((

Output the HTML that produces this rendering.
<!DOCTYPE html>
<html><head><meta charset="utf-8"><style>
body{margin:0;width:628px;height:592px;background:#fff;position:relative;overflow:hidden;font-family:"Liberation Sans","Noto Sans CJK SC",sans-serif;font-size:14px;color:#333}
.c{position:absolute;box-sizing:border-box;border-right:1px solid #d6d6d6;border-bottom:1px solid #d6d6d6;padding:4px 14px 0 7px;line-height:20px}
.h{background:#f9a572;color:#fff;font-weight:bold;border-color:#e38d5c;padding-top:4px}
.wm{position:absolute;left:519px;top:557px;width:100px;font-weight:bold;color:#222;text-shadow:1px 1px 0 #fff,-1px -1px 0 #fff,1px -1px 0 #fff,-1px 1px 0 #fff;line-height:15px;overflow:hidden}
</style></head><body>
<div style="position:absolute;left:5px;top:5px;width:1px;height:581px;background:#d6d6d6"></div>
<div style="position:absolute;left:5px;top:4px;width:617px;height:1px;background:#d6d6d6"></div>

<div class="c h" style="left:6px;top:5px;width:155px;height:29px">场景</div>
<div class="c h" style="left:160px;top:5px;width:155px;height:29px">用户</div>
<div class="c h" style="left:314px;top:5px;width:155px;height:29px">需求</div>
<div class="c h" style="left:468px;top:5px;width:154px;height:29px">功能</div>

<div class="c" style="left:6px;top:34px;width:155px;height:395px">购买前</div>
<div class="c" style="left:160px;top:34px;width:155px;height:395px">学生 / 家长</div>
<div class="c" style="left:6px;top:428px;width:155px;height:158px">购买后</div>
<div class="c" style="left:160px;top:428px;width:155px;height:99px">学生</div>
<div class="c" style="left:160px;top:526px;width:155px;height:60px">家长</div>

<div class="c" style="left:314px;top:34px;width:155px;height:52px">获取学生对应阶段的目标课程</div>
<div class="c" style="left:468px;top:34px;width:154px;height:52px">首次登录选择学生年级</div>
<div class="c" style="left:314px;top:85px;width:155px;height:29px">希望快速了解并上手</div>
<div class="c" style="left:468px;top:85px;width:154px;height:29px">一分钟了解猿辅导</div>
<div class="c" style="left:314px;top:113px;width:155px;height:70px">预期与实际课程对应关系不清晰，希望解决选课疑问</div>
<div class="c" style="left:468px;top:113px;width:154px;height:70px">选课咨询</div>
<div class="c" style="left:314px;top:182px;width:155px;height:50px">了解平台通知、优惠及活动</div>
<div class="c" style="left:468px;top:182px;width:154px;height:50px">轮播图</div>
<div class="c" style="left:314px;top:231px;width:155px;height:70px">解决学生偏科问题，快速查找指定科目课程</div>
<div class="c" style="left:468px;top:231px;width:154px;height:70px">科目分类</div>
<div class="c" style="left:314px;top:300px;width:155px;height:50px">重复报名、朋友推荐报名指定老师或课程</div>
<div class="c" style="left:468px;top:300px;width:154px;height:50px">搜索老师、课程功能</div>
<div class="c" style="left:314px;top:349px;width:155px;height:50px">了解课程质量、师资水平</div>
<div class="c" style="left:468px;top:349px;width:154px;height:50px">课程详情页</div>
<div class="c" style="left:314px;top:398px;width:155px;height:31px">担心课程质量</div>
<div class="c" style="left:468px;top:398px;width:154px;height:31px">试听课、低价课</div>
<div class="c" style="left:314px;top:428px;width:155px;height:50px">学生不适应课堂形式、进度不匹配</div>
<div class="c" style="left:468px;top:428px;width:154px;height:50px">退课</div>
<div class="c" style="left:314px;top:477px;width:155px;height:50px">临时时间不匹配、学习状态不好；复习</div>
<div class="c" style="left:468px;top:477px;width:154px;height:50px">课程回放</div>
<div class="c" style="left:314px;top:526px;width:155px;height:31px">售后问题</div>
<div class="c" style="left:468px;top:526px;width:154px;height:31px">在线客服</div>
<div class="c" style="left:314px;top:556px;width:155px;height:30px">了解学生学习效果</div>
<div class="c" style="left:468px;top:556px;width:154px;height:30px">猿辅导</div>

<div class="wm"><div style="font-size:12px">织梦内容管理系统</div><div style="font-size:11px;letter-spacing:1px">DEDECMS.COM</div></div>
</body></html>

))

TASK PROMPT:
Return the listing above in its exact form.

THE RESPONSE:
Output the HTML that produces this rendering.
<!DOCTYPE html>
<html><head><meta charset="utf-8"><style>
body{margin:0;width:628px;height:592px;background:#fff;position:relative;overflow:hidden;font-family:"Liberation Sans","Noto Sans CJK SC",sans-serif;font-size:14px;color:#333}
.c{position:absolute;box-sizing:border-box;border-right:1px solid #d6d6d6;border-bottom:1px solid #d6d6d6;padding:4px 14px 0 7px;line-height:20px}
.h{background:#f9a572;color:#fff;font-weight:bold;border-color:#e38d5c;padding-top:4px}
.wm{position:absolute;left:519px;top:557px;width:100px;font-weight:bold;color:#222;text-shadow:1px 1px 0 #fff,-1px -1px 0 #fff,1px -1px 0 #fff,-1px 1px 0 #fff;line-height:15px;overflow:hidden}
</style></head><body>
<div style="position:absolute;left:5px;top:5px;width:1px;height:581px;background:#d6d6d6"></div>
<div style="position:absolute;left:5px;top:4px;width:617px;height:1px;background:#d6d6d6"></div>

<div class="c h" style="left:6px;top:5px;width:155px;height:29px">场景</div>
<div class="c h" style="left:160px;top:5px;width:155px;height:29px">用户</div>
<div class="c h" style="left:314px;top:5px;width:155px;height:29px">需求</div>
<div class="c h" style="left:468px;top:5px;width:154px;height:29px">功能</div>

<div class="c" style="left:6px;top:34px;width:155px;height:395px">购买前</div>
<div class="c" style="left:160px;top:34px;width:155px;height:395px">学生 / 家长</div>
<div class="c" style="left:6px;top:428px;width:155px;height:158px">购买后</div>
<div class="c" style="left:160px;top:428px;width:155px;height:99px">学生</div>
<div class="c" style="left:160px;top:526px;width:155px;height:60px">家长</div>

<div class="c" style="left:314px;top:34px;width:155px;height:52px">获取学生对应阶段的目标课程</div>
<div class="c" style="left:468px;top:34px;width:154px;height:52px">首次登录选择学生年级</div>
<div class="c" style="left:314px;top:85px;width:155px;height:29px">希望快速了解并上手</div>
<div class="c" style="left:468px;top:85px;width:154px;height:29px">一分钟了解猿辅导</div>
<div class="c" style="left:314px;top:113px;width:155px;height:70px">预期与实际课程对应关系不清晰，希望解决选课疑问</div>
<div class="c" style="left:468px;top:113px;width:154px;height:70px">选课咨询</div>
<div class="c" style="left:314px;top:182px;width:155px;height:50px">了解平台通知、优惠及活动</div>
<div class="c" style="left:468px;top:182px;width:154px;height:50px">轮播图</div>
<div class="c" style="left:314px;top:231px;width:155px;height:70px">解决学生偏科问题，快速查找指定科目课程</div>
<div class="c" style="left:468px;top:231px;width:154px;height:70px">科目分类</div>
<div class="c" style="left:314px;top:300px;width:155px;height:50px">重复报名、朋友推荐报名指定老师或课程</div>
<div class="c" style="left:468px;top:300px;width:154px;height:50px">搜索老师、课程功能</div>
<div class="c" style="left:314px;top:349px;width:155px;height:50px">了解课程质量、师资水平</div>
<div class="c" style="left:468px;top:349px;width:154px;height:50px">课程详情页</div>
<div class="c" style="left:314px;top:398px;width:155px;height:31px">担心课程质量</div>
<div class="c" style="left:468px;top:398px;width:154px;height:31px">试听课、低价课</div>
<div class="c" style="left:314px;top:428px;width:155px;height:50px">学生不适应课堂形式、进度不匹配</div>
<div class="c" style="left:468px;top:428px;width:154px;height:50px">退课</div>
<div class="c" style="left:314px;top:477px;width:155px;height:50px">临时时间不匹配、学习状态不好；复习</div>
<div class="c" style="left:468px;top:477px;width:154px;height:50px">课程回放</div>
<div class="c" style="left:314px;top:526px;width:155px;height:31px">售后问题</div>
<div class="c" style="left:468px;top:526px;width:154px;height:31px">在线客服</div>
<div class="c" style="left:314px;top:556px;width:155px;height:30px">了解学生学习效果</div>
<div class="c" style="left:468px;top:556px;width:154px;height:30px">猿辅导</div>

<div class="wm"><div style="font-size:12px">织梦内容管理系统</div><div style="font-size:11px;letter-spacing:1px">DEDECMS.COM</div></div>
</body></html>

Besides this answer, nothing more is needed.